É o caso de Adzo, o jovem e privilegiado noviço, discípulo de tão notável mestre. Todos os que leram a frescura da ficção que é o Nome da Rosa, sabem do que estou a falar. A personagem principal da intriga (que não vou contar), o franciscano Guilherme de Baskerville , é típica figura renascentista (“avant la lettre”, porque estamos num mosteiro medieval) no que este movimento significou de espírito de curiosidade, abrangência e tolerância.

Pelo labirinto do convento seguimos os actores e vimos a rosa. E o riso. Reflectimos sobre o riso e a fé, o riso que abana a fé mas sem o qual a fé é fanatismo.

A peça começa com música e termina com música. Pelo meio da música, o pensamento cintilante de um ser que poderia estar em qualquer tempo. Sempre houve luz no mundo, pequenas chamas que não permitem o triunfo da escuridão, da superstição, da tirania Começamos por assistir a uma procissão dos frades serpenteando no jardim do convento, frades que no fim fecham o círculo, já se deram os crimes, já passaram pelo duplo caminho do sete, já passaram pela rosa, já passaram por todas as esperanças e todas as desilusões, já arriscaram, já recearam, já abjuraram, já amaram, já mataram, já enlouqueceram. Tudo muito humano. O frade Guilherme investiga crimes com seu olhar terno, tolerante, mas implacável. Implacavelmente fraterno. Fraternamente implacável. É sábio, silencioso, oportuno, crítico, tolerante, paciente, e impaciente às vezes. Lúcido. Uma personagem fascinante no romance como na representação.

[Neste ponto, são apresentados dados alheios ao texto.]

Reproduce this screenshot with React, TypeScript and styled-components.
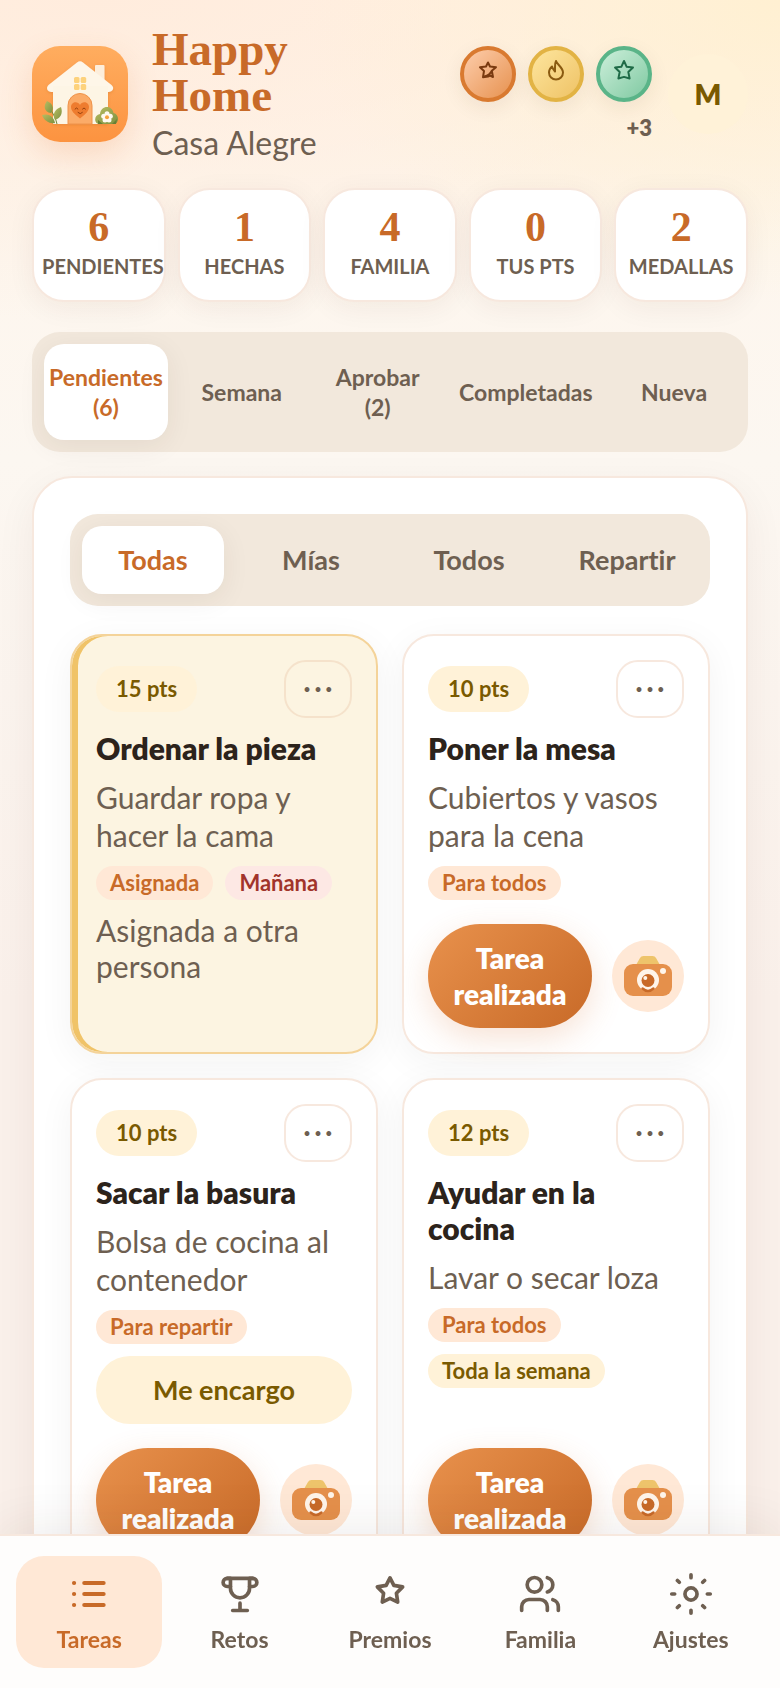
import React from 'react';
import styled, { createGlobalStyle, css } from 'styled-components';
import { Users } from 'lucide-react';

const color = {
  accent: '#c86a28',
  ink: '#2c231b',
  muted: '#6e5f51',
  olive: '#7a5a00',
  peach: '#ffe8d6',
  cream: '#fff2d8',
  sand: '#f2e8dc',
  line: '#f7e8de',
  gold: '#f0c368',
};

const GlobalStyle = createGlobalStyle`
  *, *::before, *::after { box-sizing: border-box; }
  body {
    margin: 0;
    font-family: Lato, 'Open Sans', sans-serif;
    font-variant-ligatures: none;
    color: ${color.ink};
    background-color: #faf1eb;
  }
  h1, h2, h3, p, ul, dl, dd, dt { margin: 0; padding: 0; }
  ul { list-style: none; }
  button { font: inherit; font-variant-ligatures: none; border: 0; cursor: pointer; }
`;

const Page = styled.div`
  min-height: 100vh;
  padding: 26px 32px 72px;
  background:
    radial-gradient(ellipse 480px 300px at 100% 0, #fff0d2 0, rgba(255, 240, 210, 0) 100%),
    radial-gradient(ellipse 1100px 320px at 12% 0, #ffecdd 0, rgba(255, 236, 221, 0) 100%),
    linear-gradient(180deg, #fff5ea 0, #fcf7f1 460px, #faf0ea 1000px, #faf0ea 100%);
`;

const Header = styled.header`
  display: flex;
  align-items: center;
  gap: 24px;
`;

const LogoBox = styled.div`
  flex: none;
  width: 96px;
  height: 96px;
  border-radius: 28px;
  overflow: hidden;
  box-shadow: 0 12px 32px rgba(232, 120, 50, 0.2);

  svg { display: block; width: 100%; height: 100%; }
`;

const Brand = styled.div`
  flex: 1;
  min-width: 0;
`;

const BrandName = styled.h1`
  max-width: 200px;
  margin-bottom: 6px;
  font: 700 47px/46px 'Liberation Serif', serif;
  color: ${color.accent};
`;

const HouseName = styled.p`
  font-size: 32px;
  line-height: 38px;
  color: ${color.muted};
`;

const MedalColumn = styled.div`
  display: flex;
  flex-direction: column;
  align-items: flex-end;
  gap: 12px;
`;

const MedalRow = styled.ul`
  display: flex;
  gap: 12px;
`;

const Medal = styled.li<{ $ring: string; $from: string; $to: string; $ink: string }>`
  display: flex;
  justify-content: center;
  width: 56px;
  height: 56px;
  padding-top: 8px;
  border: 4px solid ${(p) => p.$ring};
  border-radius: 50%;
  background: linear-gradient(135deg, ${(p) => p.$from}, ${(p) => p.$to});
  background-origin: border-box;
  color: ${(p) => p.$ink};
  box-shadow: 0 6px 20px rgba(80, 50, 20, 0.08);

  svg { width: 24px; height: 24px; }
`;

const MoreMedals = styled.span`
  font-size: 22px;
  font-weight: 800;
  line-height: 28px;
  color: ${color.muted};
`;

const Avatar = styled.button`
  flex: none;
  width: 80px;
  height: 80px;
  margin-left: -8px;
  padding: 0;
  border-radius: 50%;
  background: ${color.cream};
  color: ${color.olive};
  font-size: 28px;
  font-weight: 800;
`;

const Stats = styled.dl`
  display: grid;
  grid-template-columns: repeat(5, minmax(0, 1fr));
  gap: 12px;
  margin-top: 26px;
`;

const Stat = styled.div`
  display: flex;
  flex-direction: column-reverse;
  justify-content: flex-end;
  height: 114px;
  padding: 17px 8px;
  border: 2px solid ${color.line};
  border-radius: 32px;
  background: #fff;
  text-align: center;
  box-shadow: 0 6px 28px rgba(60, 36, 20, 0.06);
`;

const StatValue = styled.dd`
  font: 700 42px/40px 'Liberation Serif', serif;
  color: ${color.accent};
`;

const StatLabel = styled.dt`
  font-size: 20px;
  font-weight: 700;
  line-height: 38px;
  white-space: nowrap;
  color: ${color.muted};
`;

const Segments = styled.nav<{ $columns: string; $gap: number }>`
  display: grid;
  grid-template-columns: ${(p) => p.$columns};
  gap: ${(p) => p.$gap}px;
  padding: 12px;
  border-radius: 28px;
  background: ${color.sand};
`;

const Segment = styled.button<{ $active?: boolean; $large?: boolean }>`
  padding: ${(p) => (p.$large ? '18px 0' : '18px 4px')};
  border-radius: 20px;
  background: transparent;
  color: ${color.muted};
  font-size: ${(p) => (p.$large ? 27 : 23)}px;
  font-weight: 700;
  line-height: ${(p) => (p.$large ? 32 : 30)}px;
  ${(p) =>
    p.$active &&
    css`
      background: #fff;
      color: ${color.accent};
      box-shadow: 0 6px 28px rgba(60, 36, 20, 0.07);
    `}
`;

const SegmentCount = styled.span`
  display: block;
`;

const Sections = styled.div`
  margin: 30px 0 24px;
`;

const Panel = styled.main`
  padding: 36px;
  border: 2px solid ${color.line};
  border-radius: 40px;
  background: #fff;
  box-shadow: 0 12px 40px rgba(60, 36, 20, 0.06);
`;

const TaskGrid = styled.div`
  display: grid;
  grid-template-columns: repeat(2, minmax(0, 1fr));
  gap: 24px;
  margin-top: 28px;
`;

const Card = styled.article<{ $assigned?: boolean }>`
  display: flex;
  flex-direction: column;
  gap: 12px;
  padding: 24px;
  border: 2px solid ${(p) => (p.$assigned ? '#f4d399' : color.line)};
  border-radius: 32px;
  background: ${(p) => (p.$assigned ? '#fcf4e1' : '#fff')};
  box-shadow: ${(p) => (p.$assigned ? `inset 6px 0 0 ${color.gold}, ` : '')}0 8px 36px rgba(40, 30, 24, 0.05);
`;

const CardTop = styled.div`
  display: flex;
  align-items: center;
  justify-content: space-between;
`;

const Points = styled.span`
  padding: 0 20px;
  border-radius: 23px;
  background: ${color.cream};
  color: ${color.olive};
  font-size: 22px;
  font-weight: 700;
  line-height: 46px;
`;

const MenuButton = styled.button<{ $assigned?: boolean }>`
  width: 68px;
  height: 58px;
  padding: 0;
  border: 2px solid ${(p) => (p.$assigned ? '#f5e2cb' : color.line)};
  border-radius: 22px;
  background: transparent;
  color: ${color.muted};
  font-size: 13px;
`;

const TaskTitle = styled.h3`
  font-size: 30px;
  font-weight: 800;
  line-height: 36px;
`;

const TaskText = styled.p`
  font-size: 30px;
  line-height: 38px;
  color: ${color.muted};
`;

const TaskNote = styled.p`
  font-size: 30px;
  line-height: 36px;
  color: ${color.muted};
`;

const Tags = styled.ul`
  display: flex;
  flex-wrap: wrap;
  gap: 12px;
`;

const tones = {
  peach: css`background: ${color.peach}; color: ${color.accent};`,
  rose: css`background: #fde8e4; color: #a1342b;`,
  cream: css`background: ${color.cream}; color: ${color.olive};`,
};

const Tag = styled.li<{ $tone: keyof typeof tones }>`
  padding: 0 14px;
  border-radius: 17px;
  font-size: 22px;
  font-weight: 700;
  line-height: 34px;
  ${(p) => tones[p.$tone]}
`;

const ClaimButton = styled.button`
  padding: 16px;
  border-radius: 34px;
  background: ${color.cream};
  color: ${color.olive};
  font-size: 27px;
  font-weight: 700;
  line-height: 36px;
`;

const Actions = styled.div`
  display: flex;
  align-items: center;
  gap: 20px;
  margin-top: auto;
  padding-top: 12px;
`;

const DoneButton = styled.button`
  flex: 1;
  min-width: 0;
  padding: 16px 20px;
  border-radius: 52px;
  background: linear-gradient(135deg, #e8914c, ${color.accent});
  color: #fff;
  font-size: 28px;
  font-weight: 800;
  line-height: 36px;
  box-shadow: 0 10px 32px rgba(215, 110, 45, 0.2);
`;

const PhotoButton = styled.button`
  flex: none;
  width: 72px;
  height: 72px;
  padding: 12px;
  border-radius: 50%;
  background: ${color.peach};

  svg { display: block; width: 48px; height: 48px; }
`;

const BottomBar = styled.nav`
  position: fixed;
  right: 0;
  bottom: 0;
  left: 0;
  display: grid;
  grid-template-columns: repeat(5, minmax(0, 1fr));
  gap: 4px;
  padding: 20px 16px;
  border-top: 2px solid ${color.line};
  background: #fefdfc;
  box-shadow: 0 -8px 48px rgba(60, 36, 20, 0.08);
`;

const BottomLink = styled.a<{ $active?: boolean }>`
  display: flex;
  flex-direction: column;
  align-items: center;
  gap: 8px;
  padding: 16px 0 14px;
  border-radius: 28px;
  background: ${(p) => (p.$active ? color.peach : 'transparent')};
  color: ${(p) => (p.$active ? color.accent : color.muted)};
  font-size: 23px;
  font-weight: 700;
  line-height: 30px;
  text-decoration: none;

  svg { width: 44px; height: 44px; }
`;

const LineIcon = ({ children, weight = 2 }: { children: React.ReactNode; weight?: number }) => (
  <svg viewBox="0 0 24 24" fill="none" stroke="currentColor" strokeWidth={weight} strokeLinecap="round" strokeLinejoin="round" aria-hidden="true">
    {children}
  </svg>
);

const HouseLogo = () => (
  <svg viewBox="0 0 96 96" role="img" aria-label="Happy Home">
    <defs>
      <linearGradient id="tile" x1="0" y1="0" x2="0" y2="1">
        <stop offset="0" stopColor="#ffad5f" />
        <stop offset="1" stopColor="#fc9340" />
      </linearGradient>
      <linearGradient id="leaf" x1="0" y1="0" x2="1" y2="1">
        <stop offset="0" stopColor="#b9bd62" />
        <stop offset="1" stopColor="#7c9040" />
      </linearGradient>
      <filter id="lift" x="-20%" y="-20%" width="140%" height="140%">
        <feDropShadow dx="0" dy="1" stdDeviation="1.4" floodColor="#c0601c" floodOpacity=".3" />
      </filter>
    </defs>
    <rect width="96" height="96" fill="url(#tile)" />
    <g filter="url(#lift)">
      <rect x="63" y="19" width="9.500" height="18" rx="1" fill="#fdeedb" />
      <path d="M21 43h55v35H21z" fill="#fdf4e3" />
      <path d="M45 16.500q3-2.500 6 0l28.500 22.500c3.500 3 1 7-3 7H19.500c-4 0-6-4-3-7z" fill="#fef6e8" />
    </g>
    <path d="M21 40h55v38H21z" fill="#fdf5e5" />
    <g fill="#fdd27c">
      <rect x="42" y="31" width="5.500" height="6" rx="1.500" />
      <rect x="48.700" y="31" width="5.500" height="6" rx="1.500" />
      <rect x="42" y="38" width="5.500" height="6" rx="1.500" />
      <rect x="48.700" y="38" width="5.500" height="6" rx="1.500" />
    </g>
    <path d="M36 78V59.500a12 12 0 0 1 24 0V78z" fill="#fbab68" stroke="#ee924a" strokeWidth="1" />
    <path d="M48 72.500C42 68 39 64.500 39 61c0-5.500 7-6.500 9-2 2-4.500 9-3.500 9 2 0 3.500-3 7-9 11.500z" fill="#ee7c2f" />
    <path d="M43 63q1.500-2.300 3 0M50.500 63q1.500-2.300 3 0M46 66.500q2.200 2.600 4.400 0" fill="none" stroke="#93400f" strokeWidth="1" strokeLinecap="round" />
    <path d="M25 78c-1-5-4-11-8-17" fill="none" stroke="#6f873c" strokeWidth="1" />
    <g fill="url(#leaf)">
      <path d="M19 67c-7-1-8-7-4-12 5 2 8 7 4 12z" />
      <path d="M23 74c-3-6 0-11 6-13 2 6 0 11-6 13z" />
      <path d="M23 77c-5 1-11-2-13-8 6-2 12 1 13 8z" />
    </g>
    <path d="M67 78c-5 0-5.500-9 1-10 1-9 12-9 13.500-1 6 1 6 11 0 11z" fill="url(#leaf)" />
    <path d="M66 74l5 4h-5zM85 73l-5 5h4z" fill="#667f36" />
    <g fill="#fffaf0">
      <circle cx="75" cy="67.700" r="2.500" />
      <circle cx="78.300" cy="70.200" r="2.500" />
      <circle cx="77" cy="74" r="2.500" />
      <circle cx="73" cy="74" r="2.500" />
      <circle cx="71.700" cy="70.200" r="2.500" />
    </g>
    <circle cx="75" cy="71.200" r="2" fill="#f6a33d" />
  </svg>
);

const CameraIcon = () => (
  <svg viewBox="0 0 48 48" aria-hidden="true">
    <path d="M12 13l4-7q1-2 3.500-2h9q2.500 0 3.500 2l4 7z" fill="#eec46b" />
    <rect x="0" y="12" width="48" height="32" rx="9" fill="#e5904b" />
    <circle cx="24" cy="28" r="11" fill="#fff5ea" />
    <circle cx="24" cy="28.500" r="6.500" fill={color.accent} />
    <path d="M18.500 36.500q5.500 5 11 0" fill="none" stroke={color.accent} strokeWidth="2.400" strokeLinecap="round" />
    <circle cx="21.300" cy="26" r="2" fill="#fff5ea" />
    <circle cx="39" cy="19" r="3" fill="#fff5ea" />
  </svg>
);

const ListIcon = () => (
  <LineIcon weight={2.2}>
    <path d="M9.400 6H20M9.400 12H20M9.400 18H20M3.800 6h.1M3.800 12h.1M3.800 18h.1" />
  </LineIcon>
);

const CupIcon = () => (
  <LineIcon>
    <path d="M5 3.500h14M6.800 3.500v5.400a5.200 5.200 0 0 0 10.400 0V3.500M12 17v4M8 21h8" />
    <path d="M6.800 3.500H5a2 2 0 0 0 0 4.400h1.800M17.200 3.500H19a2 2 0 0 1 0 4.400h-1.800" />
  </LineIcon>
);

const StarIcon = () => (
  <LineIcon>
    <path d="M12 3.200l2.100 4.100 4.800.8-3.400 3.500.7 4.800-4.200-2-4.200 2 .7-4.800-3.400-3.500 4.800-.8z" />
  </LineIcon>
);

const SunIcon = () => (
  <LineIcon>
    <circle cx="12" cy="12" r="3.300" />
    <path d="M12 1.500v1.600M12 20.900v1.600M1.500 12h1.600M20.900 12h1.600M4.600 4.600l1 1M18.400 18.400l1 1M4.600 19.400l1-1M18.400 5.600l1-1" />
  </LineIcon>
);

const SketchStarIcon = () => (
  <LineIcon>
    <path d="M12 4.500l2 4 6 .7-4.200 3.500 1.200 6.300-3-1.500-2 1-5 .7L8 13 4 9.200l6-.7zM8.500 18.500q5-1 7.500-6" />
  </LineIcon>
);

const FlameIcon = () => (
  <LineIcon>
    <path d="M12 3c1 3.500 7 6.500 7 11.500a7 7 0 0 1-14 0c0-3 1.300-4.500 3-6 .5 2 1.300 3 3 5V9c0-2.500 0-4 1-6z" />
  </LineIcon>
);

const MedalStarIcon = () => (
  <LineIcon>
    <path d="M12 3l2.700 5.800 6.300.8-4.700 4.300 1.300 6.600-5.600-1.600-5.600 1.600 1.300-6.600L3 9.600l6.300-.8z" />
  </LineIcon>
);

const stats = [
  ['6', 'PENDIENTES'],
  ['1', 'HECHAS'],
  ['4', 'FAMILIA'],
  ['0', 'TUS PTS'],
  ['2', 'MEDALLAS'],
];

const sections: { label: string; count?: number }[] = [
  { label: 'Pendientes', count: 6 },
  { label: 'Semana' },
  { label: 'Aprobar', count: 2 },
  { label: 'Completadas' },
  { label: 'Nueva' },
];

const filters = ['Todas', 'Mías', 'Todos', 'Repartir'];

type Task = {
  points: number;
  title: string;
  text: string;
  tags: [string, keyof typeof tones][];
  note?: string;
  claimable?: boolean;
};

const tasks: Task[] = [
  { points: 15, title: 'Ordenar la pieza', text: 'Guardar ropa y hacer la cama', tags: [['Asignada', 'peach'], ['Mañana', 'rose']], note: 'Asignada a otra persona' },
  { points: 10, title: 'Poner la mesa', text: 'Cubiertos y vasos para la cena', tags: [['Para todos', 'peach']] },
  { points: 10, title: 'Sacar la basura', text: 'Bolsa de cocina al contenedor', tags: [['Para repartir', 'peach']], claimable: true },
  { points: 12, title: 'Ayudar en la cocina', text: 'Lavar o secar loza', tags: [['Para todos', 'peach'], ['Toda la semana', 'cream']] },
];

const links: [string, React.ReactNode][] = [
  ['Tareas', <ListIcon />],
  ['Retos', <CupIcon />],
  ['Premios', <StarIcon />],
  ['Familia', <Users aria-hidden="true" />],
  ['Ajustes', <SunIcon />],
];

const TaskCard = ({ task }: { task: Task }) => {
  const assigned = Boolean(task.note);
  return (
    <Card $assigned={assigned}>
      <CardTop>
        <Points>{task.points} pts</Points>
        <MenuButton $assigned={assigned} aria-label={`Opciones de ${task.title}`}>• • •</MenuButton>
      </CardTop>
      <TaskTitle>{task.title}</TaskTitle>
      <TaskText>{task.text}</TaskText>
      <Tags>
        {task.tags.map(([label, tone]) => (
          <Tag key={label} $tone={tone}>{label}</Tag>
        ))}
      </Tags>
      {task.claimable && <ClaimButton>Me encargo</ClaimButton>}
      {assigned ? (
        <TaskNote>{task.note}</TaskNote>
      ) : (
        <Actions>
          <DoneButton>Tarea realizada</DoneButton>
          <PhotoButton aria-label="Agregar foto"><CameraIcon /></PhotoButton>
        </Actions>
      )}
    </Card>
  );
};

export default function App() {
  return (
    <>
      <GlobalStyle />
      <Page>
        <Header>
          <LogoBox><HouseLogo /></LogoBox>
          <Brand>
            <BrandName>Happy Home</BrandName>
            <HouseName>Casa Alegre</HouseName>
          </Brand>
          <MedalColumn>
            <MedalRow>
              <Medal $ring="#d97a30" $from="#ffd2b3" $to="#e58d48" $ink="#7a3a10"><SketchStarIcon /></Medal>
              <Medal $ring="#e2b344" $from="#ffe9a3" $to="#edbf60" $ink="#8a5a10"><FlameIcon /></Medal>
              <Medal $ring="#5ab488" $from="#d3f2df" $to="#79c69d" $ink="#1f6b47"><MedalStarIcon /></Medal>
            </MedalRow>
            <MoreMedals>+3</MoreMedals>
          </MedalColumn>
          <Avatar aria-label="Perfil de M">M</Avatar>
        </Header>

        <Stats>
          {stats.map(([value, label]) => (
            <Stat key={label}>
              <StatLabel>{label}</StatLabel>
              <StatValue>{value}</StatValue>
            </Stat>
          ))}
        </Stats>

        <Sections>
          <Segments $columns="5fr 5fr 5fr 6fr 5fr" $gap={12} aria-label="Secciones">
            {sections.map(({ label, count }, i) => (
              <Segment key={label} $active={i === 0}>
                {label}
                {count !== undefined && <SegmentCount>{`(${count})`}</SegmentCount>}
              </Segment>
            ))}
          </Segments>
        </Sections>

        <Panel>
          <Segments $columns="repeat(4, 1fr)" $gap={16} aria-label="Filtros">
            {filters.map((label, i) => (
              <Segment key={label} $large $active={i === 0}>{label}</Segment>
            ))}
          </Segments>
          <TaskGrid>
            {tasks.map((task) => (
              <TaskCard key={task.title} task={task} />
            ))}
          </TaskGrid>
        </Panel>
      </Page>

      <BottomBar aria-label="Principal">
        {links.map(([label, icon], i) => (
          <BottomLink key={label} href={`#${label.toLowerCase()}`} $active={i === 0}>
            {icon}
            {label}
          </BottomLink>
        ))}
      </BottomBar>
    </>
  );
}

E também é preciso falar daquilo que não se vê mas se sabe; que esta extraordinária companhia de teatro tem neste momento uma equipa de cerca de duzentas pessoas, entre actores e pessoal de apoio, que vai buscar os actores onde eles existem: na vida, transformando-os naquilo que eles são: actores vivos, o que imprime ao processo e à representação uma profunda autenticidade e paixão. Contagiantes.

Fatias de Cá é um convento (naquilo que a palavra traz da sua origem: “reunião”) dentro de um convento, ao convento leva pelo menos três conventos: o que o próprio grupo constitui, o dos espectadores e um terceiro, formado por ambos. Fora do tempo.

De muito mais se poderia falar, como a clareza e simplicidade com que ali se mostram outras pedras angulares do romance: a estúpida incompatibilidade entre ciência, pensamento, religião, fé, razão, coração, poder, autoridade, humildade, despojamento, ideias, crítica e aceitação.

Mas o melhor é mesmo assistir ao espectáculo, se é que neste tipo de representação se pode falar em assistir. Não há lugar para o espectador neutro escondido na sua cadeira da plateia. Aqui, ou se vive, ou não se existe. Não há espectadores. Apenas actores. Como na vida. Os que escolhem fazer o papel de espectadores, ainda assim estão a representar. Mas não nesta peça, espectador é personagem que não existe. Estamos todos dentro. Ainda lá estamos. Intemporalmente.